Many of these problems could be solved by running Vault in a custom image. However, it seemed valuable to use the Hashicorp Vault image instead of relying on custom built ones, so EC2 was chosen as the ECS technology.
please check the example folder.
Do you want to test your deployment? Just open your shell, adjust the DNS and kill the primary vault
for i in {1..500}
do
RES=$(curl -s -o /dev/null -w "%{http_code}" https://vault.[ YOUR DOMAIN ]/ui/)
echo "[$(date +%T)] HTTP:$RES attemp:$i"
sleep 1
done
in less than a minute the standby instance will be available and in few minutes the ASG will launch a new node
this repo is using pre-commit hook to know more click here to manually trigger use this command
pre-commit install
pre-commit run --all-files
-
Autoscaling Group not encrypted EBS volume required to have a dedicated AMI already encrypted and required to have the proper service role for ASG to be albe to encrypt/decrypt the ebs volume
-
ASG Service Linked Role Terraform on destruction phase can spit
│ Error: error waiting for IAM Service Linked Role (arn:aws:iam::XXXXXXX:role/aws-service-role/autoscaling.amazonaws.com/AWSServiceRoleForAutoScaling) delete: unexpected state 'FAILED', wanted target 'SUCCEEDED'. last error: %!s(<nil>)
open issue on terraform-provider-aws -
ACM soft limit if you see this error
Error requesting certificate: LimitExceededException: Error: you have reached your limit of 20 certificates in the last year.
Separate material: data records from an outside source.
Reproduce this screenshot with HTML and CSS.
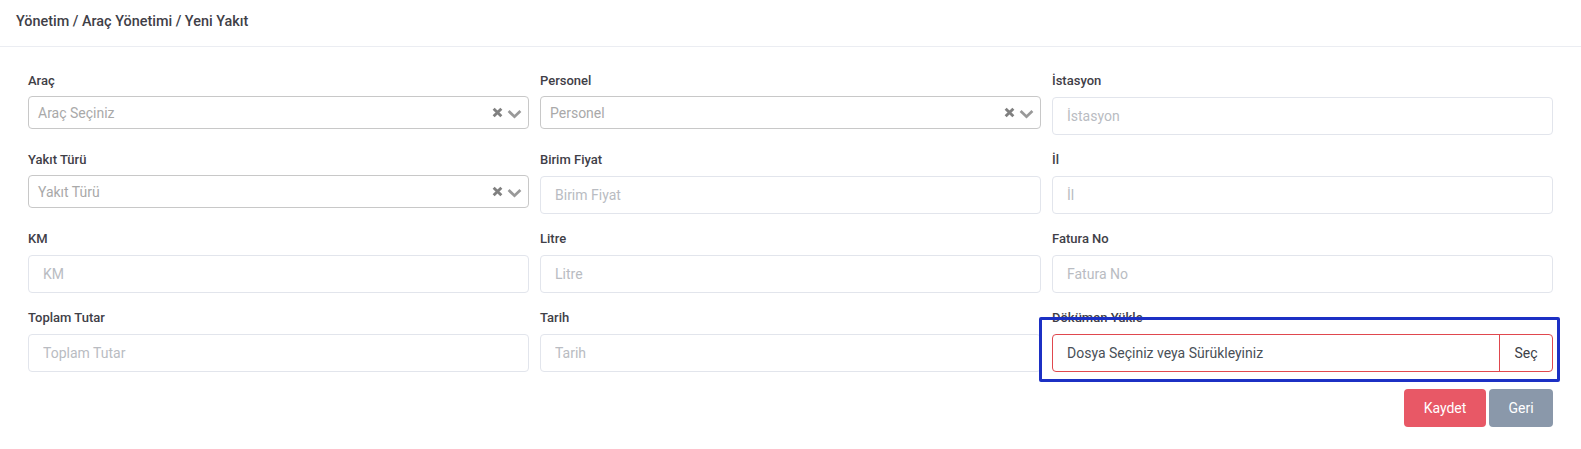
FILE: index.html
```html
<!DOCTYPE html>
<html lang="tr">
<head>
<meta charset="utf-8">
<title>Yeni Yakıt</title>
<link rel="stylesheet" href="styles.css">
</head>
<body>
<div class="page">
  <header class="topbar">
    <h1 class="crumbs">Yönetim / Araç Yönetimi / Yeni Yakıt</h1>
  </header>
  <form class="form">
    <div class="grid">
      <div class="group">
        <label class="label">Araç</label>
        <div class="select">
          <span class="select-ph">Araç Seçiniz</span>
          <span class="select-icons">
            <svg class="ic-x" viewBox="0 0 10 10"><path d="M1.5 1.5 L8.5 8.5 M8.5 1.5 L1.5 8.5"/></svg>
            <svg class="ic-chev" viewBox="0 0 14 9"><path d="M1.5 1.8 L7 7 L12.5 1.8"/></svg>
          </span>
        </div>
      </div>
      <div class="group">
        <label class="label">Personel</label>
        <div class="select">
          <span class="select-ph">Personel</span>
          <span class="select-icons">
            <svg class="ic-x" viewBox="0 0 10 10"><path d="M1.5 1.5 L8.5 8.5 M8.5 1.5 L1.5 8.5"/></svg>
            <svg class="ic-chev" viewBox="0 0 14 9"><path d="M1.5 1.8 L7 7 L12.5 1.8"/></svg>
          </span>
        </div>
      </div>
      <div class="group">
        <label class="label">İstasyon</label>
        <input class="input" placeholder="İstasyon">
      </div>

      <div class="group">
        <label class="label">Yakıt Türü</label>
        <div class="select">
          <span class="select-ph">Yakıt Türü</span>
          <span class="select-icons">
            <svg class="ic-x" viewBox="0 0 10 10"><path d="M1.5 1.5 L8.5 8.5 M8.5 1.5 L1.5 8.5"/></svg>
            <svg class="ic-chev" viewBox="0 0 14 9"><path d="M1.5 1.8 L7 7 L12.5 1.8"/></svg>
          </span>
        </div>
      </div>
      <div class="group">
        <label class="label">Birim Fiyat</label>
        <input class="input" placeholder="Birim Fiyat">
      </div>
      <div class="group">
        <label class="label">İl</label>
        <input class="input" placeholder="İl">
      </div>

      <div class="group">
        <label class="label">KM</label>
        <input class="input" placeholder="KM">
      </div>
      <div class="group">
        <label class="label">Litre</label>
        <input class="input" placeholder="Litre">
      </div>
      <div class="group">
        <label class="label">Fatura No</label>
        <input class="input" placeholder="Fatura No">
      </div>

      <div class="group">
        <label class="label">Toplam Tutar</label>
        <input class="input" placeholder="Toplam Tutar">
      </div>
      <div class="group">
        <label class="label">Tarih</label>
        <input class="input" placeholder="Tarih">
      </div>
      <div class="group group-file">
        <label class="label">Döküman Yükle</label>
        <div class="file">
          <span class="file-text">Dosya Seçiniz veya Sürükleyiniz</span>
          <span class="file-btn">Seç</span>
        </div>
        <div class="highlight"></div>
      </div>
    </div>
    <div class="actions">
      <button type="button" class="btn btn-save">Kaydet</button>
      <button type="button" class="btn btn-back">Geri</button>
    </div>
  </form>
</div>
</body>
</html>
```

FILE: styles.css
```css
* { box-sizing: border-box; }
html, body {
  margin: 0;
  padding: 0;
  background: #fff;
}
body {
  font-family: Roboto, "Liberation Sans", sans-serif;
  color: #3f4047;
}
.page {
  width: 1581px;
  height: 449px;
  overflow: hidden;
}
.topbar {
  height: 47px;
  border-bottom: 1px solid #ebedf2;
  display: flex;
  align-items: center;
  padding: 0 16px 4px;
}
.crumbs {
  margin: 0;
  font-size: 14.4px;
  font-weight: 500;
  color: #3f4047;
  line-height: 17px;
}
.form {
  padding: 26px 28px 0 28px;
}
.grid {
  display: grid;
  grid-template-columns: repeat(3, 1fr);
  column-gap: 11px;
}
.group {
  height: 79px;
  position: relative;
}
.label {
  display: block;
  font-size: 13px;
  font-weight: 500;
  color: #3f4047;
  line-height: 16px;
  margin-bottom: 8px;
}
.select {
  height: 33px;
  border: 1px solid #c8c8c8;
  border-radius: 4px;
  display: flex;
  align-items: center;
  justify-content: space-between;
  padding: 0 6px 0 9px;
  margin-top: -1px;
}
.select-ph {
  font-size: 14px;
  color: #a9a9a9;
}
.select-icons {
  display: flex;
  align-items: center;
  gap: 4px;
}
.ic-x {
  width: 11px;
  height: 11px;
  fill: none;
  stroke: #808080;
  stroke-width: 2.6;
}
.ic-chev {
  width: 15px;
  height: 10px;
  fill: none;
  stroke: #999;
  stroke-width: 2.6;
  margin-top: 2px;
}
.input {
  display: block;
  width: 100%;
  height: 38px;
  border: 1px solid #e2e5ec;
  border-radius: 4px;
  padding: 0 14px;
  font-family: Roboto, "Liberation Sans", sans-serif;
  font-size: 14px;
  color: #495057;
  outline: none;
}
.input::placeholder {
  color: #b9bcc2;
}
.file {
  height: 38px;
  border: 1px solid #e0484e;
  border-radius: 4px;
  display: flex;
  align-items: stretch;
  font-size: 14px;
  color: #495057;
}
.file-text {
  flex: 1;
  display: flex;
  align-items: center;
  padding-left: 14px;
}
.file-btn {
  width: 53px;
  border-left: 1px solid #e0484e;
  display: flex;
  align-items: center;
  justify-content: center;
  color: #3c4046;
}
.highlight {
  position: absolute;
  left: -13px;
  top: 7px;
  width: 521px;
  height: 65px;
  border: 3px solid #1c30c4;
  border-radius: 2px;
  pointer-events: none;
}
.actions {
  display: flex;
  justify-content: flex-end;
  gap: 3px;
  margin-top: 0;
}
.btn {
  height: 38px;
  border: none;
  border-radius: 4px;
  font-family: Roboto, "Liberation Sans", sans-serif;
  font-size: 14px;
  color: #fff;
  padding: 0;
}
.btn-save {
  width: 82px;
  background: #e85866;
}
.btn-back {
  width: 64px;
  background: #8a98aa;
}
```
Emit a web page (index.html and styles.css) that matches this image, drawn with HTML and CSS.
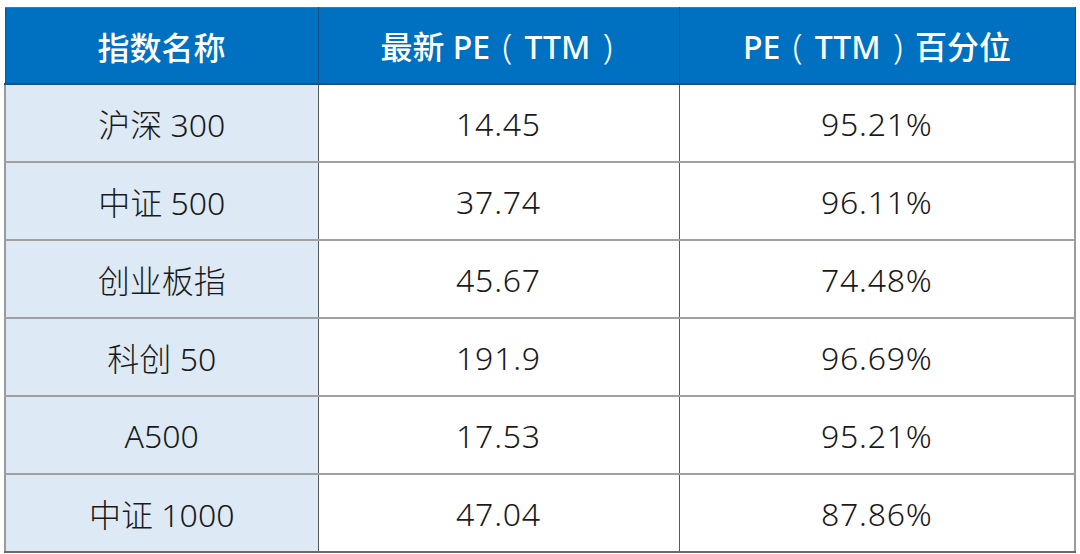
FILE: index.html
```html
<!DOCTYPE html>
<html lang="zh-CN">
<head>
<meta charset="utf-8">
<title>指数估值</title>
<link rel="stylesheet" href="styles.css">
</head>
<body>
<table class="pe-table">
  <colgroup>
    <col class="c1">
    <col class="c2">
    <col class="c3">
  </colgroup>
  <thead>
    <tr class="head">
      <th>指数名称</th>
      <th>最新 PE <span class="p">(</span> TTM <span class="p">)</span></th>
      <th>PE <span class="p">(</span> TTM <span class="p">)</span> 百分位</th>
    </tr>
  </thead>
  <tbody>
    <tr><td class="name">沪深 300</td><td class="num">14.45</td><td class="num">95.21%</td></tr>
    <tr><td class="name">中证 500</td><td class="num">37.74</td><td class="num">96.11%</td></tr>
    <tr><td class="name">创业板指</td><td class="num">45.67</td><td class="num">74.48%</td></tr>
    <tr><td class="name">科创 50</td><td class="num">191.9</td><td class="num">96.69%</td></tr>
    <tr><td class="name">A500</td><td class="num">17.53</td><td class="num">95.21%</td></tr>
    <tr><td class="name">中证 1000</td><td class="num">47.04</td><td class="num">87.86%</td></tr>
  </tbody>
</table>
</body>
</html>
```
FILE: styles.css
```css
html, body {
  margin: 0;
  padding: 0;
  background: #ffffff;
}
body {
  padding: 7px 0 0 4px;
  font-family: "Noto Sans", "Noto Sans CJK SC", sans-serif;
}
.pe-table {
  border-collapse: collapse;
  table-layout: fixed;
  width: 1070px;
}
.c1 { width: 313px; }
.c2 { width: 361px; }
.c3 { width: 396px; }

.head th {
  height: 75px;
  background: #0070c0;
  color: #ffffff;
  font-family: "Noto Sans", "Noto Sans CJK SC", sans-serif;
  font-weight: 500;
  font-size: 32px;
  text-align: center;
  vertical-align: middle;
  padding: 0;
  border-left: 1px solid #1b4f80;
  border-right: 1px solid #1b4f80;
  border-bottom: 2px solid #1b4f80;
  border-top: 1px solid #2f7fc4;
}
.head .p {
  font-weight: 300;
  font-size: 35px;
  margin: 0 4px;
}
tbody td {
  height: 76px;
  padding: 0;
  text-align: center;
  vertical-align: middle;
  font-size: 32px;
  font-weight: 300;
  color: #1a1a1a;
  background: #ffffff;
  border-left: 1px solid #555a60;
  border-right: 1px solid #555a60;
  border-bottom: 2px solid #a0a0a0;
}
tbody td.num {
  letter-spacing: 0.8px;
}
tbody td.name {
  background: #ddeaf6;
  border-left: 2px solid #9a9a9a;
}
tbody td:last-child {
  border-right: 2px solid #9a9a9a;
}
tbody tr:last-child td {
  border-bottom: 2px solid #6a6a6a;
}
```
please increase the Limit using AWs Support of AWS Quota -
Cloudwatch Logs KMS Error
Error: Creating CloudWatch Log Group failed: InvalidParameterException: The specified KMS Key Id could not be found.
, double check if the KMS key have proper policy to allow the regional Cloudwatch logs Service Principle (e.g.logs.eu-central-1.amazonaws.com
)
this repo is licensed under the WTFPL.